* **The task**: Copy out lines with the word "components" from the material that follows.

* **Available data**:
start
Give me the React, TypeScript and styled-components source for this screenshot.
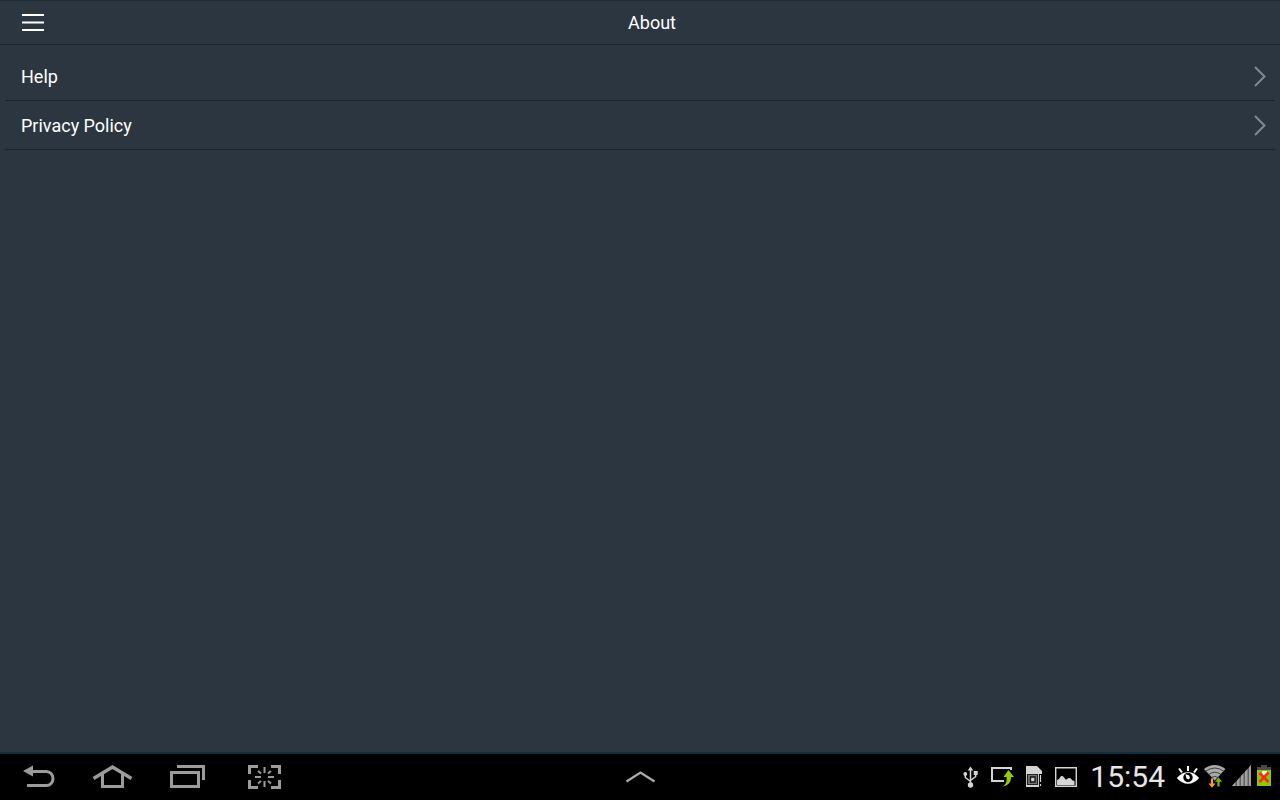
import React from "react";
import styled, { createGlobalStyle } from "styled-components";

const GlobalStyle = createGlobalStyle`
  *, *::before, *::after { box-sizing: border-box; }
  body {
    margin: 0;
    background: #2c3641;
    color: #ffffff;
    font-family: Roboto, "Noto Sans", sans-serif;
  }
`;

const Screen = styled.div`
  display: flex;
  flex-direction: column;
  min-height: 100vh;
`;

const Header = styled.header`
  display: grid;
  grid-template-columns: 1fr auto 1fr;
  align-items: center;
  height: 45px;
  border-top: 1px solid #232a33;
  border-bottom: 1px solid #1b232d;
`;

const Title = styled.h1`
  margin: 0;
  padding-left: 24px;
  font-size: 18px;
  line-height: 24px;
  font-weight: 400;
`;

const IconButton = styled.button<{ $width: number }>`
  display: flex;
  align-items: center;
  justify-content: center;
  width: ${(p) => p.$width}px;
  height: 100%;
  padding: 0;
  border: 0;
  background: none;
  color: inherit;
  cursor: pointer;
`;

const Main = styled.main`
  flex: 1;
`;

const List = styled.ul`
  margin: 0;
  padding: 7px 5px;
  list-style: none;
`;

const Item = styled.li`
  border-bottom: 1px solid #1b232d;
`;

const ItemLink = styled.a`
  display: flex;
  align-items: center;
  justify-content: space-between;
  height: 48px;
  padding: 0 8px 0 16px;
  color: inherit;
  font-size: 18px;
  line-height: 24px;
  text-decoration: none;
`;

const ItemLabel = styled.span`
  padding-top: 2px;
`;

const SystemBar = styled.footer`
  display: grid;
  grid-template-columns: 1fr auto 1fr;
  height: 48px;
  border-top: 2px solid #0c303f;
  background: #000000;
  color: #9b9b9b;
`;

const NavButtons = styled.nav`
  display: flex;
  padding-left: 1px;
`;

const Status = styled.div`
  display: flex;
  align-items: center;
  justify-content: flex-end;
  gap: 11px;
  padding-right: 8px;
  color: #d4d4d4;
`;

const IconGroup = styled.div<{ $gap: number }>`
  display: flex;
  gap: ${(p) => p.$gap}px;
`;

const Clock = styled.time`
  color: #e6e6e6;
  font-size: 30px;
  line-height: 46px;
`;

const Svg = styled.svg`
  display: block;
  flex: none;
`;

type IconProps = { w: number; h?: number; children: React.ReactNode };

const Icon = ({ w, h = 24, children }: IconProps) => (
  <Svg width={w} height={h} viewBox={`0 0 ${w} ${h}`} fill="none" aria-hidden="true">
    {children}
  </Svg>
);

const MenuIcon = () => (
  <Icon w={24}>
    <path d="M1 4h22M1 19h22" stroke="#fff" strokeWidth="2" />
    <path d="M1 11.500h22" stroke="#fff" strokeWidth="2" />
  </Icon>
);

const ChevronIcon = () => (
  <Icon w={14}>
    <path d="M2 3l9.500 9.500L2 22" stroke="#7f8995" strokeWidth="2" />
  </Icon>
);

const BackIcon = () => (
  <Icon w={75} h={46}>
    <path d="M22 17l10-5.500v11z" fill="currentColor" />
    <path d="M30 17.500h15.500a6.500 7 0 0 1 0 14H26" stroke="currentColor" strokeWidth="3" />
  </Icon>
);

const HomeIcon = () => (
  <Icon w={75} h={46}>
    <path d="M17.500 24.500L36.500 13l19 11.500" stroke="currentColor" strokeWidth="3.400" />
    <path d="M26.500 20v12.500h20V20" stroke="currentColor" strokeWidth="3" />
  </Icon>
);

const RecentsIcon = () => (
  <Icon w={75} h={46}>
    <path d="M20.500 18.500h27v14h-27z" stroke="currentColor" strokeWidth="3" />
    <path d="M26 12.500h26.500V26" stroke="currentColor" strokeWidth="3" />
  </Icon>
);

const CaptureIcon = () => (
  <Icon w={75} h={46}>
    <path
      d="M23.500 20v-7.500H32M45 12.500h8.500V20M53.500 26v7.500H45M32 33.500h-8.500V26"
      stroke="currentColor"
      strokeWidth="3"
    />
    <path
      d="M38.500 13v6M38.500 27v6M29 23h6M42 23h6M32 17l3 2.500M45 17l-3 2.500M32 29.500l3-2.500M45 29.500l-3-2.500"
      stroke="currentColor"
      strokeWidth="2"
    />
  </Icon>
);

const ExpandIcon = () => (
  <Icon w={32}>
    <path d="M2.500 16.500L16.500 7.500 30.500 16.500" stroke="#acacac" strokeWidth="2.200" />
  </Icon>
);

const UsbIcon = () => (
  <Icon w={24}>
    <path d="M11.500 1.500l2.800 4H8.700z" fill="currentColor" />
    <circle cx="11.500" cy="20" r="2.700" fill="currentColor" />
    <circle cx="6.300" cy="9" r="1.900" fill="currentColor" />
    <path d="M14.700 6h4v4h-4z" fill="currentColor" />
    <path d="M11.500 4v15M6.300 9v3.500l5.200 4M16.700 8v3.500l-5.200 4" stroke="currentColor" strokeWidth="1.500" />
  </Icon>
);

const ScreenShareIcon = () => (
  <Icon w={24}>
    <path d="M20 5V3H1v13h12" stroke="currentColor" strokeWidth="2" />
    <path d="M17.500 5l5.500 7h-3c0 5-2.500 8.500-8 9.500 3-2 4-5 3.700-9.500h-3.200z" fill="#97cc05" />
  </Icon>
);

const SimIcon = () => (
  <Icon w={24}>
    <path d="M3 1h11l5 5v16H3z" fill="currentColor" />
    <path d="M4.500 9.500h10v10h-10z" fill="#777" stroke="#222" strokeWidth="1.200" />
    <path d="M7.500 12h4.500v5H7.500z" fill="#d4d4d4" stroke="#111" strokeWidth="1.300" />
    <path d="M16 9h3v13h-3z" fill="#000" />
    <path d="M17.500 10v7M17.500 19v2" stroke="currentColor" strokeWidth="1.200" />
  </Icon>
);

const PictureIcon = () => (
  <Icon w={24}>
    <path d="M.7 2.700h20.600v18.600H.7z" stroke="currentColor" strokeWidth="1.400" />
    <path d="M2 20v-5l2-1 2-3 2 .3 3 3.400 2.500-1.700 2 .2 2 2.300 2 .5v4z" fill="currentColor" />
  </Icon>
);

const EyeIcon = () => (
  <Icon w={24}>
    <path d="M.8 13Q6 7 12 7t11.200 6Q18 18.800 12 18.800T.8 13z" fill="#fff" />
    <circle cx="12" cy="12.500" r="4.700" fill="#000" />
    <path d="M9.500 9l3.500 1.500 1 2.500-1.500 1.500-2-1z" fill="#fff" />
    <path d="M12 1v5M3 3.500l3 4M21 3.500l-3 4" stroke="#fff" strokeWidth="2" />
  </Icon>
);

const WifiIcon = () => (
  <Icon w={24}>
    <path d="M0 4q10.500-8 21.500 0L10.800 15.500z" fill="#a9a9a9" />
    <path d="M1.500 6.300q9.300-6.600 18.500 0M4.500 9.500q6.300-4.500 12.600 0M7.500 12.500q3.300-2.300 6.600 0" stroke="#333" strokeWidth="0.900" />
    <path d="M8 13.500v6" stroke="#ff9b2d" strokeWidth="2.200" />
    <path d="M4.500 18.500h7L8 22.800z" fill="#ff9b2d" />
    <path d="M14.500 16v5.500" stroke="#79b800" strokeWidth="2.200" />
    <path d="M11 16.800h7l-3.500-4.500z" fill="#79b800" />
  </Icon>
);

const SignalIcon = () => (
  <Icon w={20}>
    <path d="M0 21L19 0v21z" fill="#5f5f5f" />
    <path
      d="M0 21l3.500-3.900V21zM5 21v-5.500l2.500-2.800V21zM9 21v-9.900l2.500-2.800V21zM13 21V6.600l2.500-2.700V21zM17 21V2.200L19 0v21z"
      fill="#a0a0a0"
    />
  </Icon>
);

const BatteryIcon = () => (
  <Icon w={16}>
    <path d="M5 0h6v2h4v4H1V2h4z" fill="#4b4b4b" />
    <path d="M1 5h14v16H1z" fill="#8fc400" />
    <path d="M6 6h5l-1 6H7z" fill="#fff" />
    <path d="M3.500 8l9 9M12.500 7.500l-9 9.500" stroke="#f0301c" strokeWidth="2.600" />
  </Icon>
);

const links = ["Help", "Privacy Policy"];

const navActions = [
  { label: "Back", Glyph: BackIcon },
  { label: "Home", Glyph: HomeIcon },
  { label: "Recent apps", Glyph: RecentsIcon },
  { label: "Screen capture", Glyph: CaptureIcon },
];

export default function App() {
  return (
    <Screen>
      <GlobalStyle />
      <Header>
        <IconButton $width={66} type="button" aria-label="Menu">
          <MenuIcon />
        </IconButton>
        <Title>About</Title>
      </Header>
      <Main>
        <List>
          {links.map((label) => (
            <Item key={label}>
              <ItemLink href="#">
                <ItemLabel>{label}</ItemLabel>
                <ChevronIcon />
              </ItemLink>
            </Item>
          ))}
        </List>
      </Main>
      <SystemBar>
        <NavButtons>
          {navActions.map(({ label, Glyph }) => (
            <IconButton key={label} $width={75} type="button" aria-label={label}>
              <Glyph />
            </IconButton>
          ))}
        </NavButtons>
        <IconButton $width={48} type="button" aria-label="Expand tray">
          <ExpandIcon />
        </IconButton>
        <Status>
          <IconGroup $gap={8}>
            <UsbIcon />
            <ScreenShareIcon />
            <SimIcon />
            <PictureIcon />
          </IconGroup>
          <Clock>15:54</Clock>
          <IconGroup $gap={4}>
            <EyeIcon />
            <WifiIcon />
            <SignalIcon />
            <BatteryIcon />
          </IconGroup>
        </Status>
      </SystemBar>
    </Screen>
  );
}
end
* **Response**:
Give me the React, TypeScript and styled-components source for this screenshot.
import styled, { createGlobalStyle } from "styled-components";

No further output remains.